Set a goal with each child to finish their chosen book by a certain date. When that day comes, plan a movie night together in your online calendar to enjoy the plot of the story on the big screen. Grab some popcorn and dim the lights and watch the tale unfold like never before. I love to have neighborhood kids over for these events.
Bring the Stories to Life
Besides the silver screen, you can bring stories to life with other activities that bring reading to life. For example, let’s say one of your kids finished reading a nature book. Plan a day in your online calendar to go bird watching or go to the zoo to see real-life examples of what they read.
Adventure and fantasy books have a lot of potential for creative activities for your kids.
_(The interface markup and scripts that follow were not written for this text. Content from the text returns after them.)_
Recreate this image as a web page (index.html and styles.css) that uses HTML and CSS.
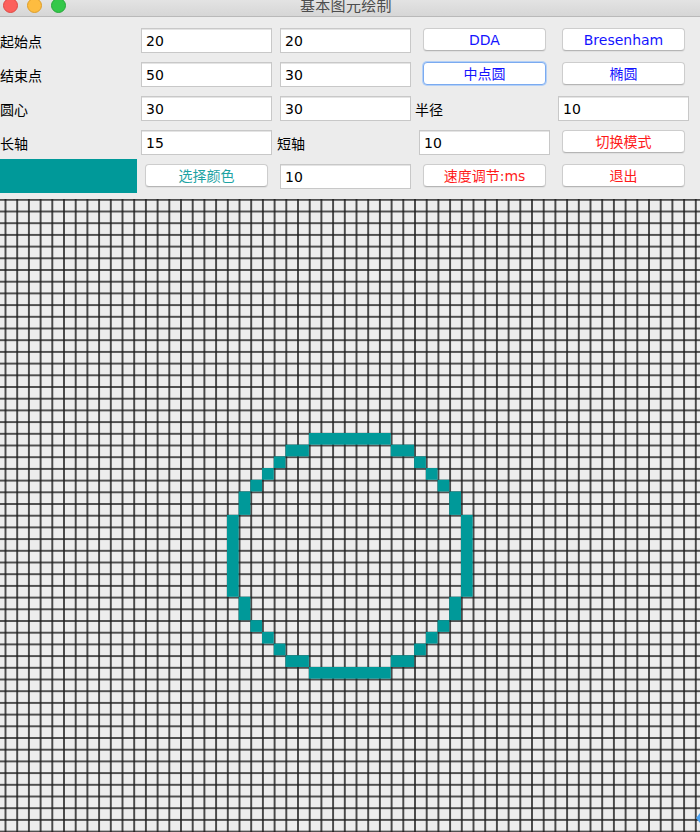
FILE: index.html
```html
<!DOCTYPE html>
<html lang="zh">
<head>
<meta charset="utf-8">
<title>基本图元绘制</title>
<link rel="stylesheet" href="styles.css">
</head>
<body>
<div class="window">
  <div class="titlebar">
    <div class="lights">
      <span class="light red"></span>
      <span class="light yellow"></span>
      <span class="light green"></span>
    </div>
    <div class="title">基本图元绘制</div>
  </div>
  <div class="panel">
    <div class="form">
      <div class="label">起始点</div>
      <input class="field" type="text" value="20">
      <input class="field" type="text" value="20">
      <button class="btn blue">DDA</button>
      <button class="btn blue">Bresenham</button>

      <div class="label">结束点</div>
      <input class="field" type="text" value="50">
      <input class="field" type="text" value="30">
      <button class="btn blue focus">中点圆</button>
      <button class="btn blue">椭圆</button>

      <div class="label">圆心</div>
      <input class="field" type="text" value="30">
      <input class="field" type="text" value="30">
      <div class="label label-c4">半径</div>
      <input class="field" type="text" value="10">

      <div class="label">长轴</div>
      <input class="field" type="text" value="15">
      <div class="label label-c3">短轴</div>
      <input class="field" type="text" value="10">
      <button class="btn red">切换模式</button>

      <div class="swatch"></div>
      <button class="btn teal">选择颜色</button>
      <input class="field" type="text" value="10">
      <button class="btn red">速度调节:ms</button>
      <button class="btn red">退出</button>
    </div>
  </div>
  <div class="canvas">
    <svg class="grid" width="700" height="633" viewBox="0 0 700 633">
      <defs>
        <pattern id="cells" width="1" height="1" patternUnits="userSpaceOnUse" x="0.5" y="0.5">
          <rect width="1" height="1" fill="#ededed"/>
          <path d="M0.5 0V1M0 0.5H1" stroke="#1c1c1c" stroke-width="0.13"/>
        </pattern>
      </defs>
      <g transform="translate(-6.2 0.8) scale(11.7)">
        <rect x="0" y="-0.07" width="61" height="55" fill="url(#cells)"/>
        <g fill="#009999" transform="translate(-0.07 -0.07)">
          <rect x="27" y="20" width="7" height="1"/>
          <rect x="25" y="21" width="2" height="1"/>
          <rect x="34" y="21" width="2" height="1"/>
          <rect x="24" y="22" width="1" height="1"/>
          <rect x="36" y="22" width="1" height="1"/>
          <rect x="23" y="23" width="1" height="1"/>
          <rect x="37" y="23" width="1" height="1"/>
          <rect x="22" y="24" width="1" height="1"/>
          <rect x="38" y="24" width="1" height="1"/>
          <rect x="21" y="25" width="1" height="2"/>
          <rect x="39" y="25" width="1" height="2"/>
          <rect x="20" y="27" width="1" height="7"/>
          <rect x="40" y="27" width="1" height="7"/>
          <rect x="21" y="34" width="1" height="2"/>
          <rect x="39" y="34" width="1" height="2"/>
          <rect x="22" y="36" width="1" height="1"/>
          <rect x="38" y="36" width="1" height="1"/>
          <rect x="23" y="37" width="1" height="1"/>
          <rect x="37" y="37" width="1" height="1"/>
          <rect x="24" y="38" width="1" height="1"/>
          <rect x="36" y="38" width="1" height="1"/>
          <rect x="25" y="39" width="2" height="1"/>
          <rect x="34" y="39" width="2" height="1"/>
          <rect x="27" y="40" width="7" height="1"/>
        </g>
      </g>
    </svg>
    <div class="marker"></div>
  </div>
</div>
</body>
</html>
```
FILE: styles.css
```css
html, body {
  margin: 0;
  padding: 0;
  background: #ececec;
  overflow: hidden;
}

.window {
  width: 700px;
  height: 832px;
  display: flex;
  flex-direction: column;
  font-family: "DejaVu Sans", "Noto Sans CJK SC", sans-serif;
  font-size: 14px;
  color: #000;
  position: relative;
}

.titlebar {
  height: 16px;
  flex: none;
  display: flex;
  align-items: flex-start;
  background: linear-gradient(#e3e3e3, #d6d6d6);
  border-bottom: 1px solid #b9b9b9;
  overflow: hidden;
}

.lights {
  display: flex;
  gap: 9px;
  padding-left: 3px;
  margin-top: -2px;
}

.light {
  width: 13px;
  height: 13px;
  border-radius: 50%;
  display: block;
}

.red { }
.light.red { background: #fc605c; border: 0.5px solid #de4a44; }
.light.yellow { background: #fdbc40; border: 0.5px solid #dd9e2a; }
.light.green { background: #34c84a; border: 0.5px solid #27a83a; }

.title {
  margin-left: 234px;
  margin-top: -4px;
  font-family: "Noto Sans CJK SC", sans-serif;
  font-size: 15px;
  line-height: 17px;
  color: #4d4d4d;
  letter-spacing: 0.3px;
}

.panel {
  flex: none;
  padding-top: 6px;
  padding-bottom: 6px;
}

.form {
  display: grid;
  grid-template-columns: repeat(5, 139px);
  grid-template-rows: repeat(5, 34px);
}

.label {
  align-self: center;
  font-family: "Noto Sans CJK SC", sans-serif;
  font-size: 14px;
  line-height: 20px;
  margin-top: 1px;
}

.label-c3 { margin-left: -1px; }
.label-c4 { margin-left: -2px; }

.field {
  box-sizing: border-box;
  width: 131px;
  height: 25px;
  margin: 5px 0 0 2px;
  align-self: start;
  padding: 0 0 0 4px;
  border: 1px solid #c8c8c8;
  box-shadow: inset 0 1px 0 #e4e4e4;
  background: #fff;
  font-family: "DejaVu Sans", "Noto Sans CJK SC", sans-serif;
  font-size: 14px;
  color: #000;
  outline: none;
}

.btn {
  box-sizing: border-box;
  width: 123px;
  height: 23px;
  margin: 5px 0 0 6px;
  align-self: start;
  padding: 0;
  border: 1px solid #cdcdcd;
  border-bottom-color: #b5b5b5;
  border-radius: 4px;
  background: #fff;
  box-shadow: 0 1px 1px rgba(0, 0, 0, 0.06);
  font-family: "DejaVu Sans", "Noto Sans CJK SC", sans-serif;
  font-size: 14px;
  line-height: 20px;
  text-align: center;
}

.btn.blue { color: #1414ff; }
.btn.red { color: #ff1a1a; }
.btn.teal { color: #1ea3a3; }

.btn.focus {
  border: 1px solid #7aaaf0;
  box-shadow: 0 0 0 1px #b4d0f6;
}

.swatch {
  width: 137px;
  height: 34px;
  background: #009999;
}

.canvas {
  flex: none;
  height: 633px;
  position: relative;
}

.grid {
  display: block;
}

.marker {
  position: absolute;
  right: 0;
  top: 614px;
  width: 0;
  height: 0;
  border-top: 5px solid transparent;
  border-bottom: 5px solid transparent;
  border-right: 4px solid #4aa0f0;
}
```
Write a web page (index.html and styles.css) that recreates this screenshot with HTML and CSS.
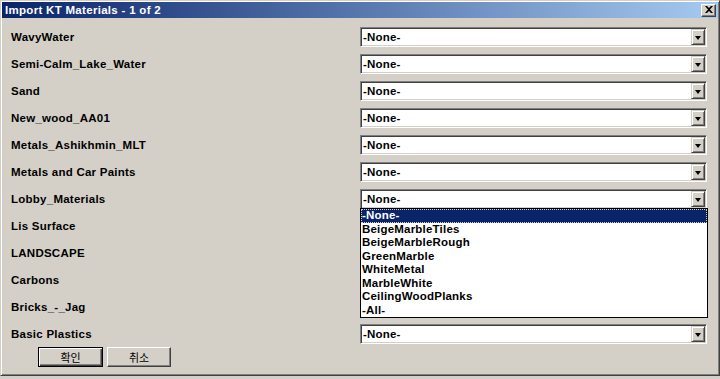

Spend some time creating the perfect Harry Potter wand or drawing pictures of dragons together to spend a summer afternoon.
The last couple of weeks, my granddaughter went to a pirate and ocean summer camp. They read about oceans and spiked the kids’ interest with pirate things. She made an aquarium, a bed of coral (out of pipe cleaners), sea kelp and they made a wonderful spyglass. Interactive stuff, when reading, helps your kids exercise other aspects of creative thinking and expression.
Don’t be the parent that enforces a strict reading schedule—just enjoy the experience. For summer reading to have a lasting impact—don’t just enjoy—feel joy. Your Calendar will be your weapon of choice when developing an at-home reading program, and it will help you be consistent so that you don’t have to do all of the rememberings yourself. What a great time to live with all of the tech-helps to make it easier.
Set up all your reading times and events in your online calendar. Then, your reminders can prompt you to take action on your plans. Soon, your schedule will turn into a reading habit that no longer needs an online calendar to hold you accountable (it will still help, however).
This will be a summer for the books as you incorporate reading into every day.